I don't think this is applicable to ISO C in this particular case. In
questions "size of object vs. number of chars to copy" and "string vs.
non-null-terminated array" it seems quite accurate and consistent. I
doubt there is a chance to change something here. There even was a
movement in the direction opposite to what you want -- it was clarified
in C11 for memchr that an implementation cannot go further after a
matching character is found (s.a. glibc bug 19406).

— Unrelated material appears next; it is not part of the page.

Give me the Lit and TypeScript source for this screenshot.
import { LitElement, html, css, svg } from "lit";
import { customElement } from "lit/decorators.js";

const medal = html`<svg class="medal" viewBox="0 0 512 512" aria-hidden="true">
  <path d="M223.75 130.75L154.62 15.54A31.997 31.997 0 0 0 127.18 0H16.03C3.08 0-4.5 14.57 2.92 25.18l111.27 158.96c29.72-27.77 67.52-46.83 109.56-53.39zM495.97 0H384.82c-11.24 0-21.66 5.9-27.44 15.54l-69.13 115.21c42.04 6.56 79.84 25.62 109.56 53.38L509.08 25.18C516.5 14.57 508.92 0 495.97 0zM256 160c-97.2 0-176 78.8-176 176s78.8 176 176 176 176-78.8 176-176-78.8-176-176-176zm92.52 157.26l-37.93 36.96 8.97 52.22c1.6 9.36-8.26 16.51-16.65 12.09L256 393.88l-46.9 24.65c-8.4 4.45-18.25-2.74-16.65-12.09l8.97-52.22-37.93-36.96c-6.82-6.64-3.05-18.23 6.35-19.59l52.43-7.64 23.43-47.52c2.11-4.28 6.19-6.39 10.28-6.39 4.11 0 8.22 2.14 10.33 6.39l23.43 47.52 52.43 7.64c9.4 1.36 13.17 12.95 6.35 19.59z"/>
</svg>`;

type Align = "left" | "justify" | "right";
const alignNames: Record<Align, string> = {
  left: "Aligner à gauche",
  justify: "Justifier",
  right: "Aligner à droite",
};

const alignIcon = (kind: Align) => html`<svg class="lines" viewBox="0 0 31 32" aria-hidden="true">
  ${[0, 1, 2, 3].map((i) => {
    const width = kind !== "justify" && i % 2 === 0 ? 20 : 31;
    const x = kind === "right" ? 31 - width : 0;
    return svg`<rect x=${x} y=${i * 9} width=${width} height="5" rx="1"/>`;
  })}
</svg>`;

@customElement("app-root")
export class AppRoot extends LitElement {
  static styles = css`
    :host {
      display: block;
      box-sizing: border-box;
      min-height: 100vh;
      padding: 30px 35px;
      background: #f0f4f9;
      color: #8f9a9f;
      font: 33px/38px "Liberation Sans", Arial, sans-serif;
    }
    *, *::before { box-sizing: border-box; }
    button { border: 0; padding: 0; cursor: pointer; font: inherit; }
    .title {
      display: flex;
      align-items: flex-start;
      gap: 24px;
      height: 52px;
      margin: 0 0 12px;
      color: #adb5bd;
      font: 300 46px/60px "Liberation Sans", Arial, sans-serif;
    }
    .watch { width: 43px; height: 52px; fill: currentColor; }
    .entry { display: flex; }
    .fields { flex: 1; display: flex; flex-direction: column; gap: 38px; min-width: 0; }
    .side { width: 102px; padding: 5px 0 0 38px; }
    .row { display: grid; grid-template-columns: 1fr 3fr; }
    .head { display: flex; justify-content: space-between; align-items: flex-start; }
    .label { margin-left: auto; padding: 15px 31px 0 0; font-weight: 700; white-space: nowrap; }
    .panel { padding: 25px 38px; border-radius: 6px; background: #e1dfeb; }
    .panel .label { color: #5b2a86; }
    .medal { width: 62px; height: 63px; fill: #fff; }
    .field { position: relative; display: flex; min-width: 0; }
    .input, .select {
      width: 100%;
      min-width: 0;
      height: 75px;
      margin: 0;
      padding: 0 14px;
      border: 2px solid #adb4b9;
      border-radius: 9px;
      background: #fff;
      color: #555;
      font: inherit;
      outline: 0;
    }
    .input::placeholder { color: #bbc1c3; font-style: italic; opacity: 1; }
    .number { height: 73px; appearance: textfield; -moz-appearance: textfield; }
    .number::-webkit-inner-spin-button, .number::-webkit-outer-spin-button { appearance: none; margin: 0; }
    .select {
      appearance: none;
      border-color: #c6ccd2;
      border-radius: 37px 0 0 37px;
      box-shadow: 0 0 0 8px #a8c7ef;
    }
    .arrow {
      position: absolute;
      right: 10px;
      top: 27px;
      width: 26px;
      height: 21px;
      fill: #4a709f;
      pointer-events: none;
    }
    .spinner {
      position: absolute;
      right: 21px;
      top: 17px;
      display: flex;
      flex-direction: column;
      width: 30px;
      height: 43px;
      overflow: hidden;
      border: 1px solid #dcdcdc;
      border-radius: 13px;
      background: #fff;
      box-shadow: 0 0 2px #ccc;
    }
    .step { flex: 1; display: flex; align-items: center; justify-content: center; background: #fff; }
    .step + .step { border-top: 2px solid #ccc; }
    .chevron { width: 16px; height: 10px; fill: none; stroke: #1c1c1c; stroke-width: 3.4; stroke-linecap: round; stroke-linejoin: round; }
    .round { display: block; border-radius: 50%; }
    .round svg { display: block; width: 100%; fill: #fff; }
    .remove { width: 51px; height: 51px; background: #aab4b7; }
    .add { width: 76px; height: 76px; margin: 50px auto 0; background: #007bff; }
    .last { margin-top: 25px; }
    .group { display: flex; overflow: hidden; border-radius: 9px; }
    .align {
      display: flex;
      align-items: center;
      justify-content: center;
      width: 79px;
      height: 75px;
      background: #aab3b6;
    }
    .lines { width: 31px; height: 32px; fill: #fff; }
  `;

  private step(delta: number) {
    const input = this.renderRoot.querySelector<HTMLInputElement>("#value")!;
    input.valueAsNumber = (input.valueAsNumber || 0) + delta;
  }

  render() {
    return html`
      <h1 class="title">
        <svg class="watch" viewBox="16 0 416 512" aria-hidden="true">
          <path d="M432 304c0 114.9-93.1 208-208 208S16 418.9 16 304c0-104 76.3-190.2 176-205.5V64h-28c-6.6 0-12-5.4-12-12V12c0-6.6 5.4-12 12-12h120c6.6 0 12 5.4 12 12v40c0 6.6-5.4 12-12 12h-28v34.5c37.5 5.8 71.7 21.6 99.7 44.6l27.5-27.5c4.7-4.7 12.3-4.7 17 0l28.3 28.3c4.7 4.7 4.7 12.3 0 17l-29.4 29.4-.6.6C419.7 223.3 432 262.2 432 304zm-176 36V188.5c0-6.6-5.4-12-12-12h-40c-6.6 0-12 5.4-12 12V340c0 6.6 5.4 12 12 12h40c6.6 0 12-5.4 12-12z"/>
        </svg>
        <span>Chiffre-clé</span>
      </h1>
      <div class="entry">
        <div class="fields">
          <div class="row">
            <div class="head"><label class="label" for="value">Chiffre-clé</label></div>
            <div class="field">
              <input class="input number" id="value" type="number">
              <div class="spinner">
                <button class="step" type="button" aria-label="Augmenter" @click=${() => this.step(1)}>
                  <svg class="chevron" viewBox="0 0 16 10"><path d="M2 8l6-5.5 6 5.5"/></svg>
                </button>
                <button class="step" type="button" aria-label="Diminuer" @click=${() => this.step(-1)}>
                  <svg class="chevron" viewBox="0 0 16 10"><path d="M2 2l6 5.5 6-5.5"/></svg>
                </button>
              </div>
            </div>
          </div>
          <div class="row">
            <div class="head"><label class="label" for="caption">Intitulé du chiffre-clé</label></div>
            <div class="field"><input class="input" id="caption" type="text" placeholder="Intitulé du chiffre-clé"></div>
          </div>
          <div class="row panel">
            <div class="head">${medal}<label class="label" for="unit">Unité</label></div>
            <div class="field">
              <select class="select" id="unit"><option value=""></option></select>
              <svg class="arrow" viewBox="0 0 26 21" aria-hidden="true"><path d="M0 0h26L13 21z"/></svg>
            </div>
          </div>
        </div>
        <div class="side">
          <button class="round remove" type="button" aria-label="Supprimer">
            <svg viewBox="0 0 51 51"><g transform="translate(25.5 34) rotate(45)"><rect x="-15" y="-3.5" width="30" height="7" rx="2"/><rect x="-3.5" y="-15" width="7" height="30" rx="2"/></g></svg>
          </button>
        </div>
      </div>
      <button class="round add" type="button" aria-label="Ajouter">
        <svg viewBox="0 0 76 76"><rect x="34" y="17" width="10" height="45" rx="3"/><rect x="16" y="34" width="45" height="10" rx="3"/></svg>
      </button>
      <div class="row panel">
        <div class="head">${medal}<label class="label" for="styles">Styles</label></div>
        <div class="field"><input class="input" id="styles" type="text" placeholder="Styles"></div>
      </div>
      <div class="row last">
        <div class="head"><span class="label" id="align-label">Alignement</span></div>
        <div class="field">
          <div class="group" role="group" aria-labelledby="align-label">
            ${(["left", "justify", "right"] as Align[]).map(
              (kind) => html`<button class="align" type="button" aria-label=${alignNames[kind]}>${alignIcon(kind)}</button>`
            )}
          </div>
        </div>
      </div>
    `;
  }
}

OTOH POSIX is quite sloppy in this area. Apart from the snprintf issue,
I recently reported a strndup issue --
http://austingroupbugs.net/view.php?id=1019 . I mainly aimed at
consistency with other strn* functions, maybe you want to chime in with
other considerations.
Sure, C11 has its own problems, bugs and crazy defect reports but IMHO
they are more advanced.
but this does not apply to
strlcpy because it has a size_t (not int) result.

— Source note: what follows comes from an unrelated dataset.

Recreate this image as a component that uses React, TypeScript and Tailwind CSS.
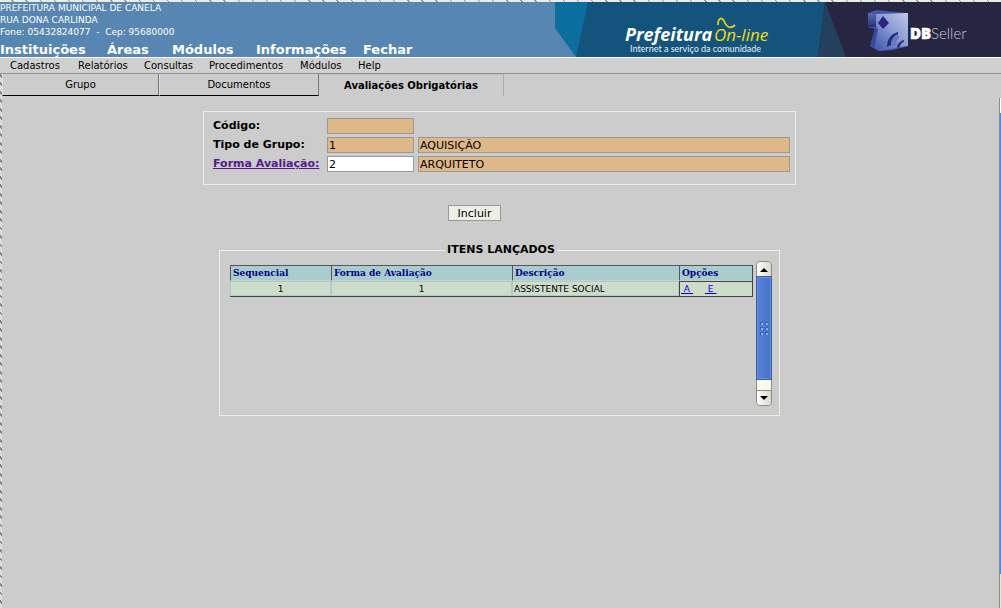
import React from "react";

const mainMenu = ["Instituições", "Áreas", "Módulos", "Informações", "Fechar"];
const subMenu = ["Cadastros", "Relatórios", "Consultas", "Procedimentos", "Módulos", "Help"];
const inputBase =
  "h-4 min-w-0 border border-[#999999] px-px pt-px text-[11px] leading-none font-normal text-black outline-none";

function Banner() {
  return (
    <svg
      className="h-[55px] w-[446px] shrink-0"
      viewBox="0 0 446 55"
      role="img"
      aria-label="Prefeitura On-line, DBSeller"
    >
      <defs>
        <linearGradient id="side" x1="0" y1="0" x2="0" y2="1">
          <stop offset="0" stopColor="#5a6cb4" />
          <stop offset="1" stopColor="#27307a" />
        </linearGradient>
        <linearGradient id="face" x1="1" y1="0" x2="0" y2="1">
          <stop offset="0" stopColor="#c0cae8" />
          <stop offset="0.45" stopColor="#8a9ad4" />
          <stop offset="1" stopColor="#3550ac" />
        </linearGradient>
      </defs>
      <rect width="446" height="55" fill="#14547c" />
      <path d="M0 0H33L21 55L0 26Z" fill="#0a6e9e" />
      <path d="M0 26L21 55H0Z" fill="#5886b2" />
      <path d="M270 0H446V55H263Z" fill="#262542" />
      <path d="M270 0L291 55H263Z" fill="#23405f" />
      <text x="70" y="39" fill="#ffffff" fontFamily="'Open Sans', sans-serif" fontSize="18" fontStyle="italic" fontWeight="700">
        Prefeitura
      </text>
      <text x="159" y="39" fill="#f2dc12" fontFamily="'Open Sans', sans-serif" fontSize="17" fontStyle="italic">
        On-line
      </text>
      <path d="M163 23C163 17 166 14 169 19C172 26 176 27 180 23" fill="none" stroke="#e2cf1b" strokeWidth="1.8" />
      <text x="75" y="50" fill="#e7f0f6" fontFamily="Lato, sans-serif" fontSize="9">
        Internet a serviço da comunidade
      </text>
      <path d="M313 11L321 8L353 11V44L338 48L323 49L315 44L320 27L313 25Z" fill="#4456a4" />
      <path d="M313 11L321 12V25L313 25Z" fill="url(#side)" />
      <path d="M321 12L353 11V44L341 46L325 49L317 44L323 27L321 25Z" fill="url(#face)" />
      <path d="M320 27L323 27L319 46L315 44Z" fill="#3a489c" />
      <path d="M328 14L334 21L328 27L323 21Z" fill="#29267a" />
      <path d="M343 30C336 32 332 37 332 45L336 43C336 37 339 34 343 33Z" fill="#252a78" />
      <path d="M343 32C338 34 336 38 336 44L341 43C341 39 342 37 344 36Z" fill="#6478c4" />
      <path d="M349 38C345 39 342 42 342 46L345 45C345 42 347 40 349 40Z" fill="#2c2f80" />
      <text x="355" y="37" fill="#ffffff" stroke="#ffffff" strokeWidth="0.6" fontFamily="'Open Sans', sans-serif" fontSize="15" fontWeight="800">
        DB
      </text>
      <text x="376" y="37" fill="#c9c8d4" fontFamily="Lato, sans-serif" fontSize="15" fontWeight="300">
        Seller
      </text>
    </svg>
  );
}

function Header() {
  return (
    <header>
      <div className="h-0.5 bg-[repeating-linear-gradient(45deg,#ececE6_0_9px,#999990_9px_10px)]" />
      <div className="flex justify-between bg-[#5886b2] text-white">
        <div className="flex min-w-0 flex-col justify-between">
          <address className="text-[9px] leading-3 whitespace-pre not-italic">
            <p>PREFEITURA MUNICIPAL DE CANELA</p>
            <p>RUA DONA CARLINDA</p>
            <p>Fone: 05432824077  -  Cep: 95680000</p>
          </address>
          <nav className="grid grid-cols-[107px_65px_84px_107px_auto] text-[13px] leading-[15px] font-bold">
            {mainMenu.map((item) => (
              <a key={item} href="#">
                {item}
              </a>
            ))}
          </nav>
        </div>
        <Banner />
      </div>
      <nav className="grid h-[17px] grid-cols-[68px_66px_65px_91px_58px_auto] border-t border-b border-t-white border-b-[#909090] bg-[#d0d0d0] pl-2.5 text-[10px] leading-[15px]">
        {subMenu.map((item) => (
          <a key={item} href="#">
            {item}
          </a>
        ))}
      </nav>
    </header>
  );
}

function Tabs() {
  const idle = "border-b border-l border-l-[#dddddd] border-r border-r-[#777777] border-b-black text-[10px]";
  return (
    <div role="tablist" className="grid h-[22px] grid-cols-[157px_160px_185px]">
      <button role="tab" aria-selected={false} className={idle}>
        Grupo
      </button>
      <button role="tab" aria-selected={false} className={idle}>
        Documentos
      </button>
      <button
        role="tab"
        aria-selected
        className="border-t border-r border-t-[#c0c0c0] border-r-[#aaaaaa] text-[10px] font-bold"
      >
        Avaliações Obrigatórias
      </button>
    </div>
  );
}

function ScrollBar() {
  return (
    <div className="flex w-4 shrink-0 flex-col rounded-sm border border-[#8c8c84] bg-[#fbfaf0]">
      <button aria-label="Rolar para cima" className="flex h-[15px] items-center justify-center rounded-t-sm bg-linear-to-r from-white to-[#ddd8cc]">
        <svg width="8" height="4" viewBox="0 0 8 4">
          <path d="M4 0L8 4H0Z" />
        </svg>
      </button>
      <div className="flex h-[102px] items-center justify-center border border-[#5a8ff0] bg-linear-to-r from-[#5582d8] to-[#4673c4] outline outline-[#3f5f95]">
        <div className="grid grid-cols-2 gap-x-0.5 gap-y-0.5">
          {[0, 1, 2, 3, 4, 5].map((dot) => (
            <span key={dot} className="size-[3px] border-t border-l border-[#3a62ac] bg-[#85aaf0]" />
          ))}
        </div>
      </div>
      <div className="grow" />
      <button aria-label="Rolar para baixo" className="flex h-[15px] items-center justify-center rounded-b-sm border-t border-[#8c8c84] bg-linear-to-r from-white to-[#ddd8cc]">
        <svg width="8" height="4" viewBox="0 0 8 4">
          <path d="M4 4L8 0H0Z" />
        </svg>
      </button>
    </div>
  );
}

function ItemsTable() {
  const head =
    "border-t border-l border-[#555555] pl-0.5 text-left font-bold text-[#000088] border-b border-b-[#cccccc]";
  const cell = "border border-[#a9cccc]";
  return (
    <table className="h-8 grow table-fixed border-separate border-spacing-0 self-start border-r border-b border-[#444444] bg-[#cdddca]">
      <colgroup>
        <col className="w-[101px]" />
        <col className="w-[181px]" />
        <col className="w-[167px]" />
        <col />
      </colgroup>
      <thead className="bg-[#a9cccc] font-['DejaVu_Serif_Condensed','DejaVu_Serif',serif] text-[10px] leading-[14px]">
        <tr>
          <th className={head}>Sequencial</th>
          <th className={head}>Forma de Avaliação</th>
          <th className={head}>Descrição</th>
          <th className={head}>Opções</th>
        </tr>
      </thead>
      <tbody className="text-[9px] leading-3">
        <tr>
          <td className={cell + " text-center"}>1</td>
          <td className={cell + " text-center"}>1</td>
          <td className={cell + " pl-px"}>ASSISTENTE SOCIAL</td>
          <td className="border-t border-l border-[#444444] pl-px">
            <span className="flex gap-3 whitespace-pre text-[#0000ee] underline">
              <a href="#"> A </a>
              <a href="#"> E </a>
            </span>
          </td>
        </tr>
      </tbody>
    </table>
  );
}

export default function App() {
  return (
    <div className="flex min-h-screen flex-col bg-[#cccccc] font-['DejaVu_Sans',sans-serif] text-black">
      <Header />
      <div className="flex grow">
        <div className="w-0.5 bg-[repeating-linear-gradient(45deg,#dddddd_0_4px,#888888_4px_6px)]" />
        <div className="min-w-0 grow">
          <Tabs />
          <main className="flex flex-col items-center pt-[15px] pr-0.5">
            <form className="flex flex-col items-center" onSubmit={(e) => e.preventDefault()}>
              <div className="grid h-[74px] w-[593px] grid-cols-[110px_87px_1fr] content-start items-center gap-x-1 gap-y-px border border-[#eeeee6] pt-[5px] pr-[5px] pl-[9px] text-[11px] leading-[18px] font-bold">
                <label htmlFor="codigo">Código:</label>
                <input id="codigo" readOnly className={inputBase + " bg-[#deb887]"} />
                <span />
                <label htmlFor="tipo">Tipo de Grupo:</label>
                <input id="tipo" readOnly defaultValue="1" className={inputBase + " bg-[#deb887]"} />
                <input aria-label="Descrição do tipo" readOnly defaultValue="AQUISIÇÃO" className={inputBase + " bg-[#deb887]"} />
                <label htmlFor="forma">
                  <a href="#" className="text-[#551a8b] underline">
                    Forma Avaliação:
                  </a>
                </label>
                <input id="forma" defaultValue="2" className={inputBase + " bg-white"} />
                <input aria-label="Descrição da forma" readOnly defaultValue="ARQUITETO" className={inputBase + " bg-[#deb887]"} />
              </div>
              <button className="mt-5 mr-[50px] h-4 w-[53px] border border-[#999999] bg-[#eeeee6] text-[11px] leading-4">
                Incluir
              </button>
            </form>
            <fieldset className="mt-5 w-[561px] border border-[#eeeee6] pt-0.5 pr-[7px] pb-[9px] pl-2.5">
              <legend className="mx-auto px-0.5 text-[11px] leading-[18px] font-bold">ITENS LANÇADOS</legend>
              <div className="flex h-[145px] gap-[3px]">
                <div className="flex grow pt-1">
                  <ItemsTable />
                </div>
                <ScrollBar />
              </div>
            </fieldset>
          </main>
        </div>
        <div className="flex w-0.5 flex-col border-l border-[#8c8c84] bg-[#e8e4dc]">
          <div className="-ml-px h-6 bg-[#cccccc]" />
          <div className="h-[15px] bg-white" />
          <div className="h-[461px] bg-[#4f86ea]" />
        </div>
      </div>
    </div>
  );
}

I'm not sure what the intent behind these specifications is. I would
certainly prefer that size arguments must denote object sizes.
Everything else is just extremely confusing.
Ok, I'm confused. I can see at least 3 different parts in drafting the
specification of strlcpy/strlcat for glibc:
1) what was required/guaranteed by original strlcpy/strlcat,
2) what glibc is willing to break from it,
3) what glibc wants to add on top of it.
When you talk about snprintf analogy is it 1 or 3?
1) for strlcpy. For strlcat, I don't think anymore I can make this case.
Which sources do you consider authoritative for 1? OpenBSD man page counts?
The current (amended) OpenBSD manual page.
Ok, thanks.
My impression was that snprintf analogy is in 1. And that this means
that @var{size} is not required to be the size of the array.
Doesn't OpenBSD snprintf has the bounded pointer check?
Whether they calculate s+n? AFACT no but it's possible that I missed it.
For example, I don't expect
read (fd, ptr, SSIZE_MAX)
to succeed as long as the actual number of bytes read is sufficiently
small (and it fails with EFAULT on Linux).
You mean that it violates POSIX and you like it? Hm...
I don't think it violates POSIX. I think the text was not written with
this level of exegesis in mind.
Maybe. I don't have enough experience with POSIX to judge it. But the
problem with such POV is that a standard, once published, starts to live
its own life. No matter what its authors thought or intended other folks
work with the published text.
OTOH, is this intentional behavior of read on Linux? Is there a
consensus around it? If yes, why not submit it to POSIX?